Commuter Rail operators and light-rail rapid transit lines are providing space, sometimes dedicated, sometimes shared with the wheelchair anchoring space, for bicycles.  Thus a passenger -- not necessarily a commuter, as the timetables may forbid bicycle loadings during the rush hours -- isn't limited to park-and-ride, or to where the feeder buses go.

But the Last Interurban does not yet do so.  The timetable clearly notes, Bicycles are Prohibited.  The fine print issues an exception for folding bicycles that can be wrapped in a bag and stowed in the overhead luggage racks.  Those are for foldable strollers and ordinary luggage, of which there is a lot, particularly on the South Bend trains.

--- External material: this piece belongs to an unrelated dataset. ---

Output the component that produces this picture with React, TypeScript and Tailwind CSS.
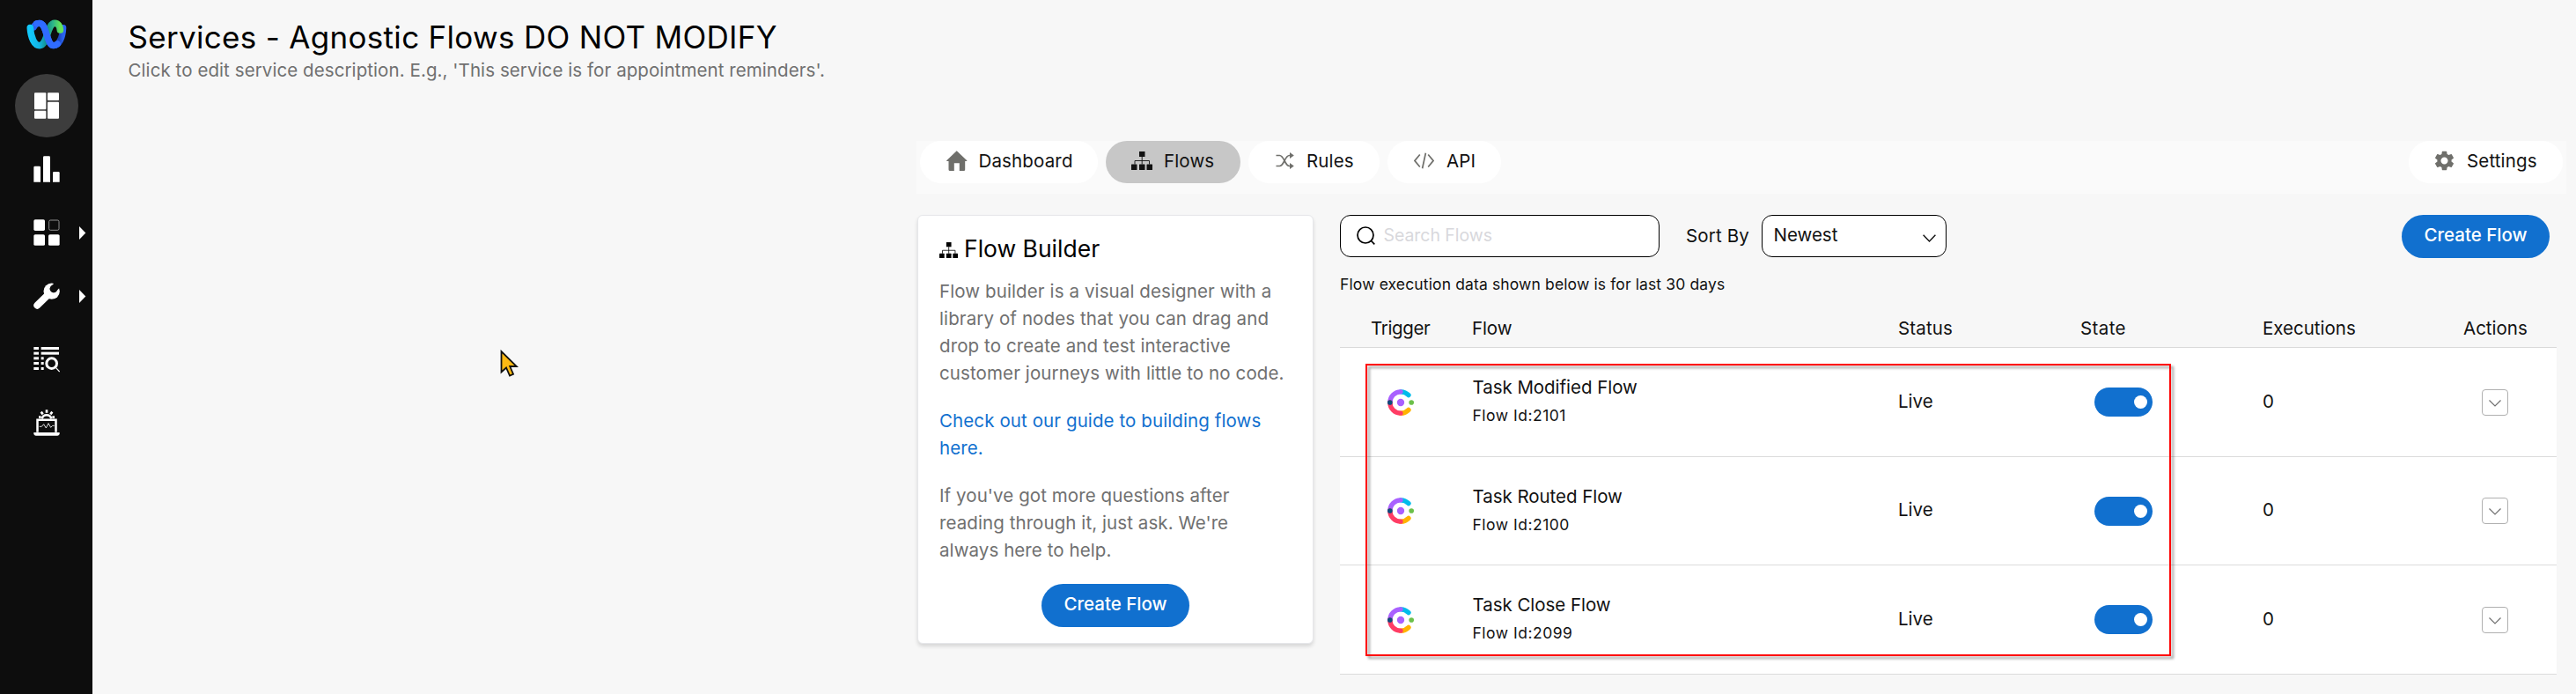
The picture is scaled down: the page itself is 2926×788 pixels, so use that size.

The Chicago Sun-Times reports that The Last Interurban is notorious among bicycle riders.
A Chicago bike advocacy group is calling out the railroad company that operates the South Shore Line between South Bend and Chicago because it’s the only commuter line in the nation that doesn’t allow passengers to bring their bicycles aboard.

The Active Transportation Alliance recently announced that it was lobbing the ignominious Broken Spoke Award at the Northern Indiana Commuter Transportation District, which operates the interstate rail line.
Streetsblog reports that the carrier has heard the request, but doesn't know how to honor it.
The South Shore isn’t currently planning to buy new cars, but they’re exploring options, [marketing and outreach director John] Parsons said. Most of the agency’s capital budget is earmarked for installing Positive Train Control, a federally mandated safety system that automatically brakes trains when operators drive too fast for conditions or lose control.

Last year, bids for a PTC system for the South Shore came in at three times over budget, according to Parsons. NICTD is currently reviewing a second round of bids and determining how much of the capital budget would have to be spent on the system. “In the long term, we certainly want to buy additional [rail cars],” he said. “We need additional capacity. Used equipment may become available.”

At a recent NICTD board meeting, consultants proposed adding a bike-specific train car to only two train runs a day: one per rush hour. However, Parsons said this isn’t the only possible scenario. The number of bike cars per day would depend on how many older cars could have seats removed to make room for bike racks, he said. Another X factor is that not all South Shore trains make the the full run to South Bend. Some are split or combined at Michigan City, Indiana.
Presumably, the used equipment does not include the Samuel Insull era combination cars.

75th Street, Chicago, 28 April 1977
Marty Bernard photograph from Chicago, South Shore and South Bend group.

By the late 1970s, the interurban was running whatever cars were serviceable, including two cars with baggage compartments, or none, and the timetable didn't identify baggage-carrying trains.  At one time, that was the discipline, and almost all South Bend trains had one of these cars on the east end, thus you could check your bicycle through to South Bend, or any intermediate station where the baggageman would meet the train.

There is a work-around available, should the transit district consider it.
The Active Transportation Alliance’s south suburban outreach manager Leslie Phemister, who attended the board meeting, told me that the train line could immediately begin accepting bikes if they allowed cyclists to use unoccupied wheelchair spaces on the cars.

Since it’s difficult to carry a bike onto South Shore train cars at stations that don’t have level boarding, Phemister proposes that the ADA-accessible stops should also be designated on the schedule as bike-friendly stations. At these stops, cyclists could simply roll their bikes from the platform into the center door of the car to the wheelchair space.

“We’re not going to pit a bicycle rider against a passenger in a wheelchair, competing for spaces,” Parsons responded. It’s true that, if a wheelchair user needed the space, the bike rider would need to leave the car. However that’s the way things work on Metra, which has successfully accommodated cyclists for a decade.

Parsons added that the South Shore’s ADA spaces aren’t large enough to hold a standard bicycle, although he declined to provide a photo illustrating that point. If that truly is the case, perhaps a seat or two could be removed on some cars, and those cars could be labeled with bike symbols.

Bottom line: If NICTD management really has the will to accommodate cyclists, they’ll find a way. The other roughly two dozen U.S. commuter lines have all come up with solutions. It’s time for the South Shore to stop making excuses, put on their thinking caps, and come up with a short-term plan for accepting bicycles.
It's probably too much to hope for a return of emergency package service and combination cars in the next order of new interurbans.